Non-local blocks can be inserted at various depths within a CNN. When placed in deeper layers, they can operate on semantically richer features and capture complex spatial relationships. However, computing the pairwise interactions across all spatial locations ($H \times W$ positions) can be computationally intensive, scaling quadratically with the number of spatial locations. This cost often limits their application to feature maps that have already been downsampled spatially.

Integrating Attention into CNNs

Both SE blocks and Non-local blocks act as complementary enhancements to standard convolutional layers.

• SE Blocks: Typically added within or after convolutional blocks (like residual blocks) to recalibrate channel features based on global information. Their low overhead makes them widely applicable.
• Non-local Blocks: Inserted strategically, often in later stages of the network or interspersed between standard convolutional blocks, to explicitly model long-range spatial dependencies. Their computational cost requires careful attention to placement and input feature map size.

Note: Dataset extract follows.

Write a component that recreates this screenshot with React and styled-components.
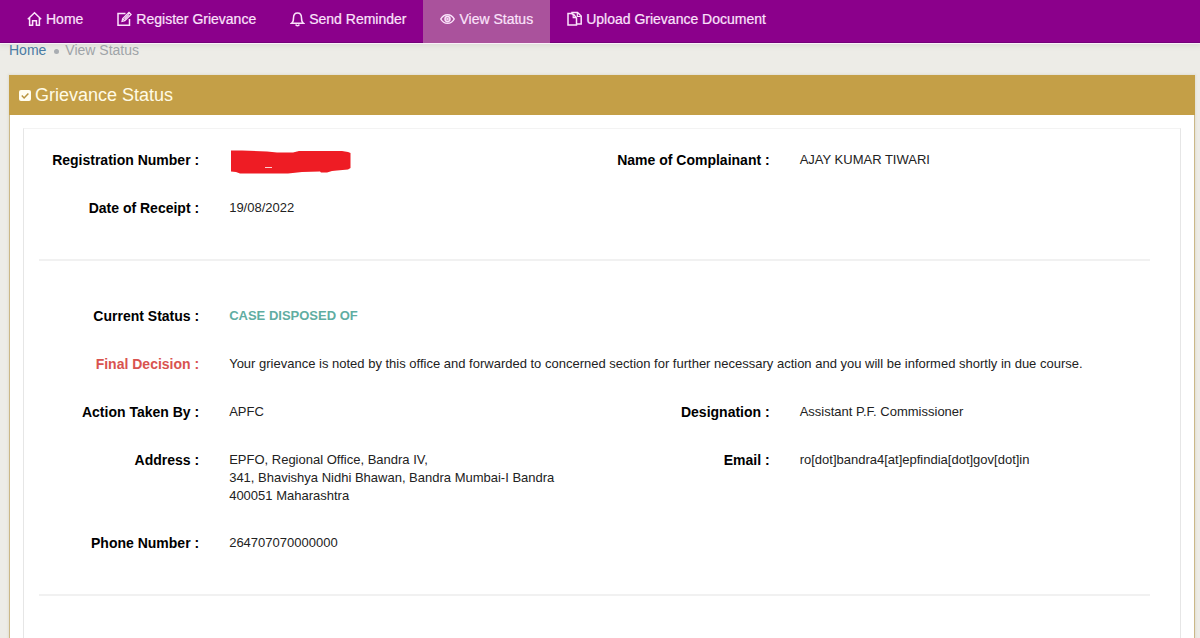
import React from "react";
import styled, { createGlobalStyle } from "styled-components";

const GlobalStyle = createGlobalStyle`
  *, *::before, *::after { box-sizing: border-box; }
  html, body { margin: 0; }
  body {
    background: #edece7;
    color: #222;
    font: 13px/18px "Liberation Sans", Arial, sans-serif;
  }
`;

const NavBar = styled.nav`
  display: flex;
  height: 43px;
  padding-left: 10px;
  background: #8b008b;
  box-shadow: inset 0 -1px #74007a, 0 1px #faf0fa, 0 2px 5px 1px #dcdcd8;
`;

const NavLink = styled.a`
  display: flex;
  align-items: center;
  gap: 4px;
  padding: 0 17px 5px;
  color: #fbe3fb;
  background: ${({ $active }) => ($active ? "#aa529c" : "transparent")};
  font-size: 14px;
  line-height: 20px;
  text-decoration: none;
  white-space: nowrap;
  -webkit-text-stroke: 0.2px;
`;

const NavIcon = styled.svg`
  flex: none;
  width: 15px;
  height: 16px;
  fill: none;
  stroke: currentColor;
  stroke-width: 1.5;
`;

const Breadcrumb = styled.div`
  display: flex;
  align-items: center;
  height: 32px;
  padding: 0 9px 18px;
  color: #9fa4a8;
  font-size: 14px;
  line-height: 14px;
`;

const CrumbLink = styled.a`
  color: #4a7ba3;
  text-decoration: none;
`;

const CrumbDot = styled.span`
  width: 5px;
  height: 5px;
  margin: 3px 6px 0 8px;
  border-radius: 50%;
  background: #a9adb2;
`;

const Panel = styled.main`
  margin: 0 5px 0 9px;
  border: 1px solid #cbb888;
  border-width: 0 1px;
  background: #fff;
  box-shadow: 0 0 2px 1px #e2dfd3;
`;

const PanelHeader = styled.header`
  display: flex;
  align-items: center;
  gap: 4px;
  height: 40px;
  margin: 0 -1px;
  padding: 0 10px 1px;
  background: #c49f47;
  color: #fffbe6;
`;

const PanelTitle = styled.h1`
  margin: 0;
  font-size: 18px;
  font-weight: 400;
  line-height: 20px;
`;

const CheckIcon = styled.svg`
  width: 12px;
  height: 12px;
  margin-top: 3px;
`;

const Card = styled.section`
  margin: 13px 13px 0;
  padding: 15px 15px 2px 0;
  border: 1px solid #e6e6e6;
  border-top-color: #f3f3f3;
  border-bottom: 0;
`;

const Row = styled.div`
  display: grid;
  grid-template-columns: 1fr 1fr;
`;

const Field = styled.div`
  display: grid;
  grid-template-columns: ${({ $wide }) => ($wide ? "1fr 5fr" : "1fr 2fr")};
  grid-column: ${({ $wide }) => ($wide ? "1 / -1" : "auto")};
  min-height: 32px;
  margin-bottom: 16px;
`;

const Label = styled.div`
  padding: 6px 15px 0;
  color: ${({ $alert }) => ($alert ? "#d9534f" : "#000")};
  font-size: 14px;
  font-weight: 700;
  line-height: 20px;
  text-align: right;
  white-space: nowrap;
`;

const Value = styled.div`
  padding: 7px 15px 6px;
  color: ${({ $status }) => ($status ? "#5fada2" : "#222")};
  font-weight: ${({ $status }) => ($status ? 700 : 400)};
`;

const Divider = styled.hr`
  height: 2px;
  margin: 19px 15px 39px;
  border: 0;
  background: #f1f1f1;

  &:last-child {
    margin-bottom: 40px;
  }
`;

const Redaction = styled.svg`
  display: block;
  width: 122px;
  height: 24px;
  margin: -1px 0 -13px;
`;

const HomeIcon = () => (
  <NavIcon viewBox="0 0 15 16">
    <path d="M.8 8.2 7.5 1.8l6.7 6.4M2.6 7v7.2h3V9.8h3.8v4.4h3V7" />
  </NavIcon>
);
const EditIcon = () => (
  <NavIcon viewBox="0 0 15 16">
    <path d="M8.5 2.5H1v11.7h11.5V8" />
    <path d="m5 10.5.7-3L12 1.3 14.2 3.5 7.8 9.800zM5.800 7.800l2 2M7.500 8l4.500-4.600" strokeWidth="1.2" />
  </NavIcon>
);
const BellIcon = () => (
  <NavIcon viewBox="0 0 15 16">
    <path d="M1.5 12.3c1.700-1.100 2-2.600 2-5.300 0-3.100 1.500-5 4-5s4 1.900 4 5c0 2.700.3 4.200 2 5.300zM5.800 13.500c.3 1.600 3.100 1.600 3.400 0" />
  </NavIcon>
);
const EyeIcon = () => (
  <NavIcon viewBox="0 0 15 16">
    <path d="M.8 8C3.800 2.300 11.200 2.300 14.200 8 11.200 13.700 3.800 13.700.8 8z" />
    <circle cx="7.5" cy="8" r="2.5" />
    <circle cx="7.5" cy="8" r=".5" />
  </NavIcon>
);
const DocsIcon = () => (
  <NavIcon viewBox="0 0 15 16">
    <path d="M4.500 2.500H1v11.500h8.500V7L7 3.800 4.500 2.500M5 2.500V1.500h5.500L14.200 5v8H9.500" />
    <path d="M6.200 3.500v3.200h3M10.300 2v3.500h3.500" strokeWidth="1.2" />
  </NavIcon>
);

const NAV = [
  ["Home", HomeIcon],
  ["Register Grievance", EditIcon],
  ["Send Reminder", BellIcon],
  ["View Status", EyeIcon],
  ["Upload Grievance Document", DocsIcon],
];

const Item = ({ label, children, wide, alert, status }) => (
  <Field $wide={wide}>
    <Label $alert={alert}>{label} :</Label>
    <Value $status={status}>{children}</Value>
  </Field>
);

export default function App() {
  return (
    <>
      <GlobalStyle />
      <NavBar>
        {NAV.map(([text, Icon]) => (
          <NavLink key={text} href="#" $active={text === "View Status"}>
            <Icon />
            {text}
          </NavLink>
        ))}
      </NavBar>
      <Breadcrumb>
        <CrumbLink href="#">Home</CrumbLink>
        <CrumbDot />
        <span>View Status</span>
      </Breadcrumb>
      <Panel>
        <PanelHeader>
          <CheckIcon viewBox="0 0 12 12">
            <rect x="0" y="0" width="12" height="11" rx="2" fill="#fffdf0" />
            <path d="m2.8 5.5 2.3 2.4 4.3-4.500" fill="none" stroke="#b8943f" strokeWidth="1.5" />
          </CheckIcon>
          <PanelTitle>Grievance Status</PanelTitle>
        </PanelHeader>
        <Card>
          <Row>
            <Item label="Registration Number">
              <Redaction viewBox="0 0 122 24">
                <path
                  fill="#ee1c24"
                  d="M2 .5 13 .5 38 1.500 48 2.500 64 2.500 70 1 113 1 119 2 121.500 3 121.500 18 119 19.500 108 20.500 103 21 98 22.500 92 22.500 91 21.500 73 22 59 23.500 11 23.500 7 22 2 21.500z"
                />
                <path d="M36 17.500h7" stroke="#fbd0d2" strokeWidth="1" />
              </Redaction>
            </Item>
            <Item label="Name of Complainant">AJAY KUMAR TIWARI</Item>
          </Row>
          <Row>
            <Item label="Date of Receipt">19/08/2022</Item>
          </Row>
          <Divider />
          <Row>
            <Item label="Current Status" status>CASE DISPOSED OF</Item>
          </Row>
          <Row>
            <Item label="Final Decision" wide alert>
              Your grievance is noted by this office and forwarded to concerned section for further
              necessary action and you will be informed shortly in due course.
            </Item>
          </Row>
          <Row>
            <Item label="Action Taken By">APFC</Item>
            <Item label="Designation">Assistant P.F. Commissioner</Item>
          </Row>
          <Row>
            <Item label="Address">
              EPFO, Regional Office, Bandra IV,
              <br />
              341, Bhavishya Nidhi Bhawan, Bandra Mumbai-I Bandra
              <br />
              400051 Maharashtra
            </Item>
            <Item label="Email">ro[dot]bandra4[at]epfindia[dot]gov[dot]in</Item>
          </Row>
          <Row>
            <Item label="Phone Number">264707070000000</Item>
          </Row>
          <Divider />
        </Card>
      </Panel>
    </>
  );
}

By incorporating self-attention mechanisms, CNNs gain the ability to dynamically modulate their feature representations based on the global context of the input image. Channel attention helps the network focus on the most relevant feature types, while spatial attention and non-local operations allow it to explicitly model relationships between distant parts of the image. These techniques enable CNNs to build more powerful and context-aware representations, leading to improved performance on various computer vision tasks, especially those requiring an understanding of broader scene structure or relationships between objects.